Task requirements: Filter this data down to the lines that hold "Tailwind", and copy them.

Given records:
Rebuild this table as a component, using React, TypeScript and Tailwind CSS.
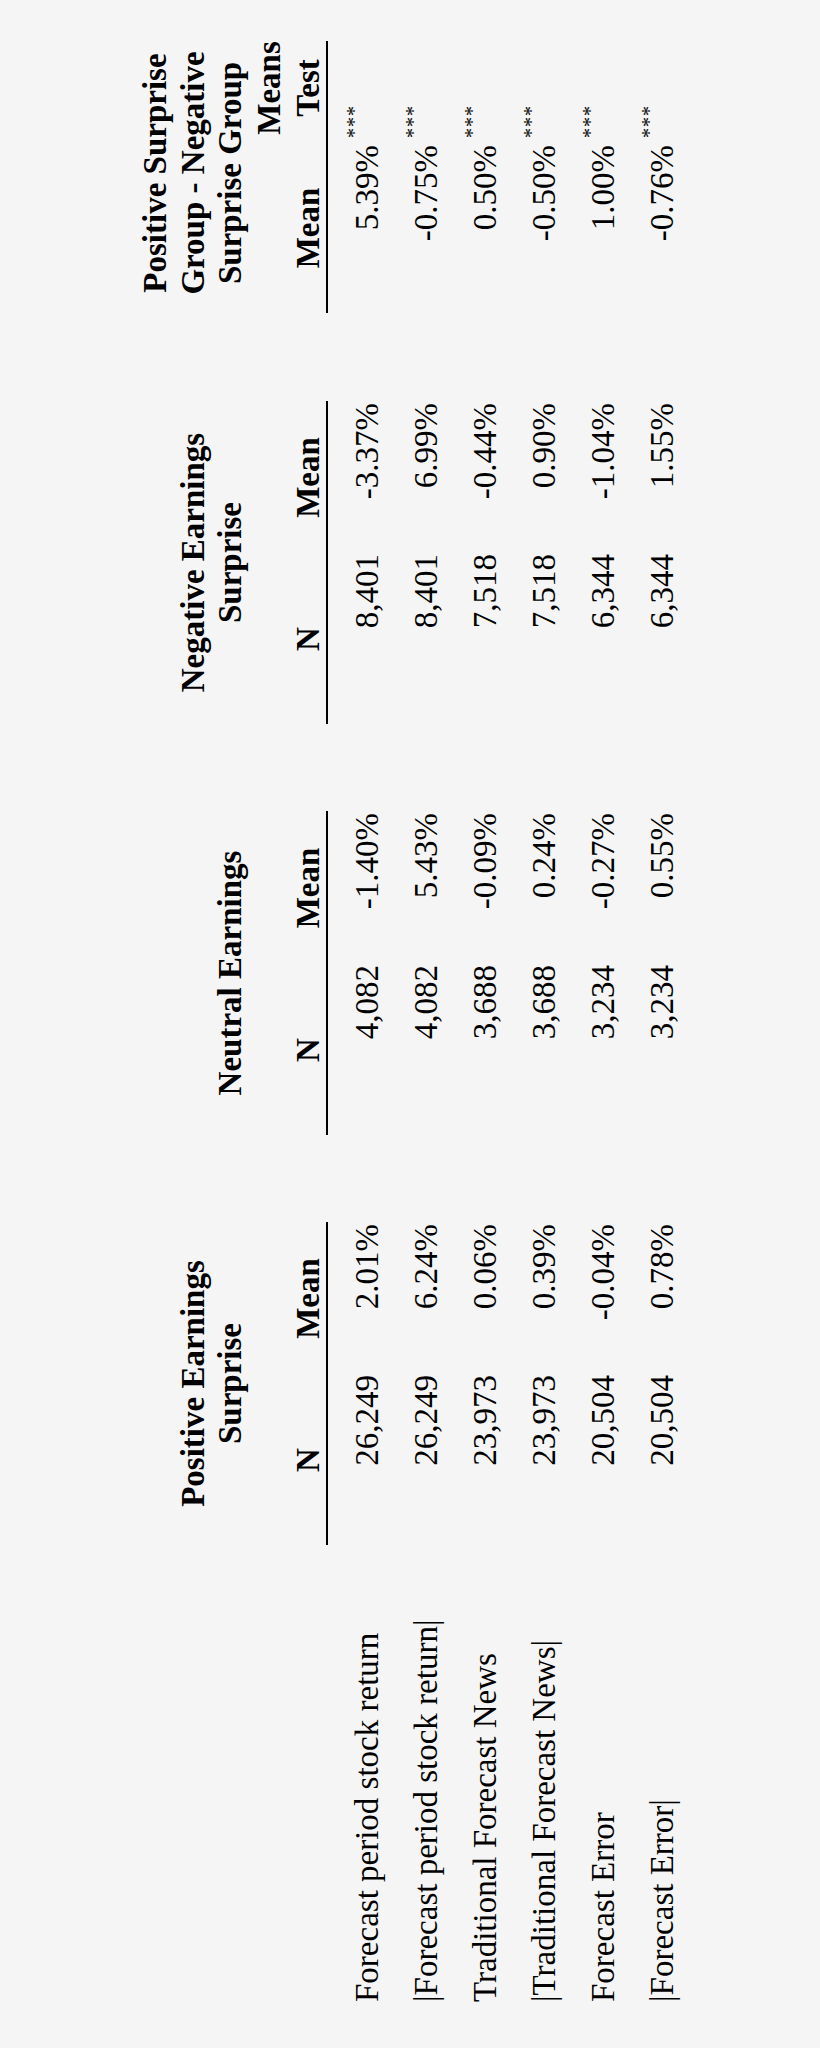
const COLS = 'grid grid-cols-[503px_170px_153px_87px_170px_154px_87px_170px_153px_88px_170px_102px]';

const rows = [
  { label: 'Forecast period stock return', pos: ['26,249', '2.01%'], neu: ['4,082', '-1.40%'], neg: ['8,401', '-3.37%'], diff: '5.39%' },
  { label: '|Forecast period stock return|', pos: ['26,249', '6.24%'], neu: ['4,082', '5.43%'], neg: ['8,401', '6.99%'], diff: '-0.75%' },
  { label: 'Traditional Forecast News', pos: ['23,973', '0.06%'], neu: ['3,688', '-0.09%'], neg: ['7,518', '-0.44%'], diff: '0.50%' },
  { label: '|Traditional Forecast News|', pos: ['23,973', '0.39%'], neu: ['3,688', '0.24%'], neg: ['7,518', '0.90%'], diff: '-0.50%' },
  { label: 'Forecast Error', pos: ['20,504', '-0.04%'], neu: ['3,234', '-0.27%'], neg: ['6,344', '-1.04%'], diff: '1.00%' },
  { label: '|Forecast Error|', pos: ['20,504', '0.78%'], neu: ['3,234', '0.55%'], neg: ['6,344', '1.55%'], diff: '-0.76%' },
];

const Header = () => (
  <div className={`${COLS} grid-rows-[37.5px_37px_39.5px_38.5px_37.5px_2px] font-bold leading-[38px]`}>
    <div className="col-start-2 col-span-2 row-start-2 text-center whitespace-nowrap">Positive Earnings</div>
    <div className="col-start-2 col-span-2 row-start-3 text-center">Surprise</div>
    <div className="col-start-2 row-start-5 text-center">N</div>
    <div className="col-start-3 row-start-5 text-center">Mean</div>
    <div className="col-start-2 col-span-2 row-start-6 bg-black" />

    <div className="col-start-5 col-span-2 row-start-3 text-center whitespace-nowrap">Neutral Earnings</div>
    <div className="col-start-5 row-start-5 text-center">N</div>
    <div className="col-start-6 row-start-5 text-center">Mean</div>
    <div className="col-start-5 col-span-2 row-start-6 bg-black" />

    <div className="col-start-8 col-span-2 row-start-2 text-center whitespace-nowrap">Negative Earnings</div>
    <div className="col-start-8 col-span-2 row-start-3 text-center">Surprise</div>
    <div className="col-start-8 row-start-5 text-center">N</div>
    <div className="col-start-9 row-start-5 text-center">Mean</div>
    <div className="col-start-8 col-span-2 row-start-6 bg-black" />

    <div className="col-start-11 col-span-2 row-start-1 text-center whitespace-nowrap pl-[8px]">Positive Surprise</div>
    <div className="col-start-11 col-span-2 row-start-2 text-center whitespace-nowrap pl-[8px]">Group - Negative</div>
    <div className="col-start-11 col-span-2 row-start-3 text-center whitespace-nowrap pl-[8px]">Surprise Group</div>
    <div className="col-start-12 row-start-4 text-center pl-[8px]">Means</div>
    <div className="col-start-12 row-start-5 text-center pl-[8px]">Test</div>
    <div className="col-start-11 row-start-5 text-center">Mean</div>
    <div className="col-start-11 col-span-2 row-start-6 bg-black" />
  </div>
);

const Row = ({ r }: { r: (typeof rows)[number] }) => (
  <div className={`${COLS} h-[59px] leading-[59px]`}>
    <div className="pl-[46px] whitespace-nowrap">{r.label}</div>
    <div className="text-right">{r.pos[0]}</div>
    <div className="text-right pr-[2px]">{r.pos[1]}</div>
    <div />
    <div className="text-right">{r.neu[0]}</div>
    <div className="text-right pr-[2px]">{r.neu[1]}</div>
    <div />
    <div className="text-right">{r.neg[0]}</div>
    <div className="text-right pr-[2px]">{r.neg[1]}</div>
    <div />
    <div className="text-right pr-[2px]">{r.diff}</div>
    <div className="pl-[5px] pt-[6px] text-[20px] leading-[20px] tracking-[1px]">***</div>
  </div>
);

export default function App() {
  return (
    <div className="w-[820px] h-[2048px] overflow-hidden bg-[#f5f5f5]">
      <div className="w-[2048px] h-[820px] origin-top-left [transform:translateY(2048px)_rotate(-90deg)] pt-[136px] text-[33px] text-black font-['Liberation_Serif','Times_New_Roman',serif]">
        <Header />
        <div className="mt-[9.5px]">
          {rows.map((r) => (
            <Row key={r.label} r={r} />
          ))}
        </div>
      </div>
    </div>
  );
}
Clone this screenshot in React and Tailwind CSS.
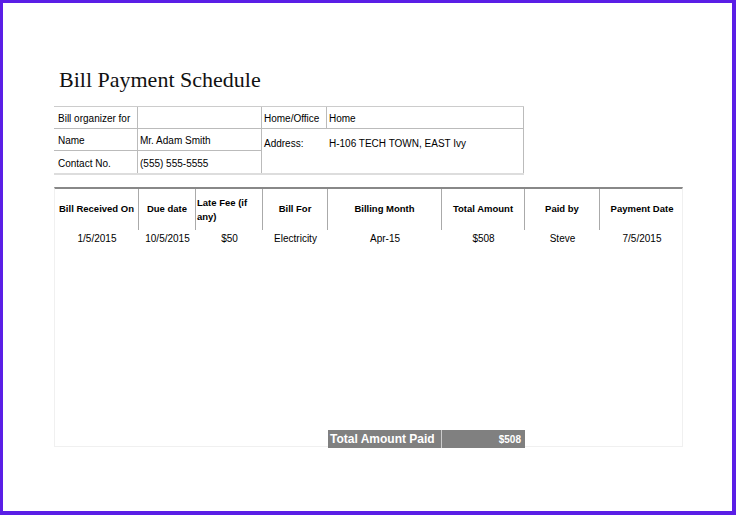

Solution below:
Rebuild this table as a component, using React, TypeScript and Tailwind CSS.
Clone this screenshot in React and Tailwind CSS.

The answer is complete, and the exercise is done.